[Supplied data]

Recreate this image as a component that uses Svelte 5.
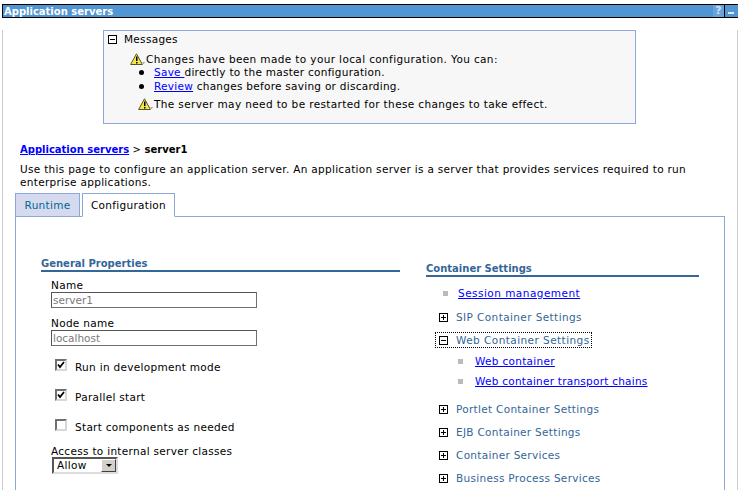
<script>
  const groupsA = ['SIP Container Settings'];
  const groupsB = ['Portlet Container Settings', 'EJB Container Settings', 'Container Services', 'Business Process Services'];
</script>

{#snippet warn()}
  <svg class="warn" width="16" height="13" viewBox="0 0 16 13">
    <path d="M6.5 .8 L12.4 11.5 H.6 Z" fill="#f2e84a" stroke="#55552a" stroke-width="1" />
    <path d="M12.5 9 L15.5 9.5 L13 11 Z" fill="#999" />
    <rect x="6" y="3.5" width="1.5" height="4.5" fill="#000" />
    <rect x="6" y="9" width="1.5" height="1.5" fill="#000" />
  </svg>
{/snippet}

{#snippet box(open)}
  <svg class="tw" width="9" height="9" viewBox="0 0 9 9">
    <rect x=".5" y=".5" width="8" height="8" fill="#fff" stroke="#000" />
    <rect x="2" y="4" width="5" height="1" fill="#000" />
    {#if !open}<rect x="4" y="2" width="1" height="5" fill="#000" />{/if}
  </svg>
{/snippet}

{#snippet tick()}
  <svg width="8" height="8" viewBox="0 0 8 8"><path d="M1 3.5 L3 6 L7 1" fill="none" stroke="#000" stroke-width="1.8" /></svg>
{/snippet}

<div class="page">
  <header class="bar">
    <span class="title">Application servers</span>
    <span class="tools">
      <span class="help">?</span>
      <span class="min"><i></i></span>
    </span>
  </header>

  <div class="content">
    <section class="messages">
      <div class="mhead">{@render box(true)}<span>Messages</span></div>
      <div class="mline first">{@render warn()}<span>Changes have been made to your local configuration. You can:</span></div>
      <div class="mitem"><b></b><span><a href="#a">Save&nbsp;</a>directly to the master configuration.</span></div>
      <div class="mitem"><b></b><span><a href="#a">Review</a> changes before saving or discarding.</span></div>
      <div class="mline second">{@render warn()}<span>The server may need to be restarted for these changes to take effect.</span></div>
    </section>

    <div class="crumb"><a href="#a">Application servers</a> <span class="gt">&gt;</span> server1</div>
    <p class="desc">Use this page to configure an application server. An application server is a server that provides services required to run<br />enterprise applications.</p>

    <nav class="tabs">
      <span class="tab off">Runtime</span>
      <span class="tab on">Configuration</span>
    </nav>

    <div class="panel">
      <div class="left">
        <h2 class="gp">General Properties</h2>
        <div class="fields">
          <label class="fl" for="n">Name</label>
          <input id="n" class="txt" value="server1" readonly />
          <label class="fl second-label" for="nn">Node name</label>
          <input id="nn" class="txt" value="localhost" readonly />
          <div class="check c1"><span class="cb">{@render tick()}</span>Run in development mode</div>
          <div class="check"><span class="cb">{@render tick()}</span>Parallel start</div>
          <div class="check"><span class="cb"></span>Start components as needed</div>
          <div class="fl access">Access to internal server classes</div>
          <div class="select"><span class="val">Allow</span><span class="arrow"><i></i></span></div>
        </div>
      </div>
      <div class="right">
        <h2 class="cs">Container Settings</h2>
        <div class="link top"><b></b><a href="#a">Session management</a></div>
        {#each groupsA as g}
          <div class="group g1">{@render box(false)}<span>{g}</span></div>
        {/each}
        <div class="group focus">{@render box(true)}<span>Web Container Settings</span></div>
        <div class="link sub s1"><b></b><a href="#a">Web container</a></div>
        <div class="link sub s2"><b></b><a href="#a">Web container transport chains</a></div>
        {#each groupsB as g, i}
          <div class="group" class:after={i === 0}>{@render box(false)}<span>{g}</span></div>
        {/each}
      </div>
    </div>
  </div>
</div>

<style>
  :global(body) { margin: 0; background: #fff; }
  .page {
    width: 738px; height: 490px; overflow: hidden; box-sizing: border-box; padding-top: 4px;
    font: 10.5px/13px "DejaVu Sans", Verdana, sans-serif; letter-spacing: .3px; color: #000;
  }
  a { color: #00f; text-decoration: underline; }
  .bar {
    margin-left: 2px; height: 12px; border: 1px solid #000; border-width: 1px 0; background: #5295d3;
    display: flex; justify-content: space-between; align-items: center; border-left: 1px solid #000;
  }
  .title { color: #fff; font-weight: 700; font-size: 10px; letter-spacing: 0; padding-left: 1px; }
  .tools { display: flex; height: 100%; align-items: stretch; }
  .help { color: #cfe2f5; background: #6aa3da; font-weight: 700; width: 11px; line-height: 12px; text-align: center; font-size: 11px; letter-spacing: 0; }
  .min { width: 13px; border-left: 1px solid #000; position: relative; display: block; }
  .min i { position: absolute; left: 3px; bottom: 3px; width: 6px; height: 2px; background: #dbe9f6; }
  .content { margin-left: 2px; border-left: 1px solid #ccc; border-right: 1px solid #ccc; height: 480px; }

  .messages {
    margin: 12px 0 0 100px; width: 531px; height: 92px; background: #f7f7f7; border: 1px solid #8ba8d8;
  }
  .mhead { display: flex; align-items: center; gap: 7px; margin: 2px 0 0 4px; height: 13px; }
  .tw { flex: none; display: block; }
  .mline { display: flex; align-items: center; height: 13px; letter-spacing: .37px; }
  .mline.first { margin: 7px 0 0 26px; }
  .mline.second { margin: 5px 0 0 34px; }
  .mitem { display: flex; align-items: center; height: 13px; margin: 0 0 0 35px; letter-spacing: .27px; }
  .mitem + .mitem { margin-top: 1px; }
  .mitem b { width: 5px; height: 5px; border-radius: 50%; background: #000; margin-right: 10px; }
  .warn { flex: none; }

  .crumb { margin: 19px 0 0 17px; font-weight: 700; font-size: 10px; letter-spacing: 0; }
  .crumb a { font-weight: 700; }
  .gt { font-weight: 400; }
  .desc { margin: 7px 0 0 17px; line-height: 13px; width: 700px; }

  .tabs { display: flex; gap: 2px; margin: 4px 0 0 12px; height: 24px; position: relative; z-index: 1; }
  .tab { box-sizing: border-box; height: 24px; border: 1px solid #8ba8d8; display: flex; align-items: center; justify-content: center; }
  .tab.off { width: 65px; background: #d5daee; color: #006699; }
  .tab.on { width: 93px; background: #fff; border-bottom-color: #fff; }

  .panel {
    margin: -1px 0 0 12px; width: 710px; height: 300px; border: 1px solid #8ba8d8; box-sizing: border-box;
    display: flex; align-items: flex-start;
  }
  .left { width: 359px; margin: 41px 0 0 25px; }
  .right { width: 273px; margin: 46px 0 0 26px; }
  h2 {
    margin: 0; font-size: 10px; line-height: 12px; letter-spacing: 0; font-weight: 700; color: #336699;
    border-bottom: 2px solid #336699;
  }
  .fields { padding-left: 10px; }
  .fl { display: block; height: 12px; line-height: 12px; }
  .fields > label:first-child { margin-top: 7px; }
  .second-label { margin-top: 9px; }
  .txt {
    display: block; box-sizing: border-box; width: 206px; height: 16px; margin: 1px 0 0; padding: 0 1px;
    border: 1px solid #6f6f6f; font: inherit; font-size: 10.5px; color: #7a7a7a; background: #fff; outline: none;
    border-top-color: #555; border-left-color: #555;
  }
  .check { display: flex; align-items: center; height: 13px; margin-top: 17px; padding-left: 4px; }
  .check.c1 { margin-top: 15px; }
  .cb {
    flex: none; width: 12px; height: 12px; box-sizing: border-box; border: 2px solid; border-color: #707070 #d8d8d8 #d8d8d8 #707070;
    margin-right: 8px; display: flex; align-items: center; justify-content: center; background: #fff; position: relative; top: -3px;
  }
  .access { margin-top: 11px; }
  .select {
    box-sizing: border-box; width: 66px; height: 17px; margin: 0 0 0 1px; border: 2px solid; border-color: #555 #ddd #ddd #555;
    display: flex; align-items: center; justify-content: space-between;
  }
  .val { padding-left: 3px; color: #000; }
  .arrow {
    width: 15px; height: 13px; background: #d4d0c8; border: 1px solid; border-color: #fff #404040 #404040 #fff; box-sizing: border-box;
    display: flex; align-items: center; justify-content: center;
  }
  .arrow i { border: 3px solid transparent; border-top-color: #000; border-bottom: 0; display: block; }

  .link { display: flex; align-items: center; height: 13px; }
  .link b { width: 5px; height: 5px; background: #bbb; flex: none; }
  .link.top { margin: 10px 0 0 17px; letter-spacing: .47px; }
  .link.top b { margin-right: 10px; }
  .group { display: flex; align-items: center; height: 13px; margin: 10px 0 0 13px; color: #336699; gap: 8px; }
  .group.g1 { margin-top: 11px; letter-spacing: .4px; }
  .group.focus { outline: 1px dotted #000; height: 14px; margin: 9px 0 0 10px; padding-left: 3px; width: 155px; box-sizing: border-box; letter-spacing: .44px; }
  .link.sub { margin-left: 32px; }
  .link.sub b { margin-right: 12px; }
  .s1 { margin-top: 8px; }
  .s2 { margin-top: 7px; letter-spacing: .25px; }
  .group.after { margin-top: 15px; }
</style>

[Problem to solve]
Look for the word "this" and return every line where it occurs.

[In response]
Recreate this image as a component that uses Svelte 5.
    <p class="desc">Use this page to configure an application server. An application server is a server that provides services required to run<br />enterprise applications.</p>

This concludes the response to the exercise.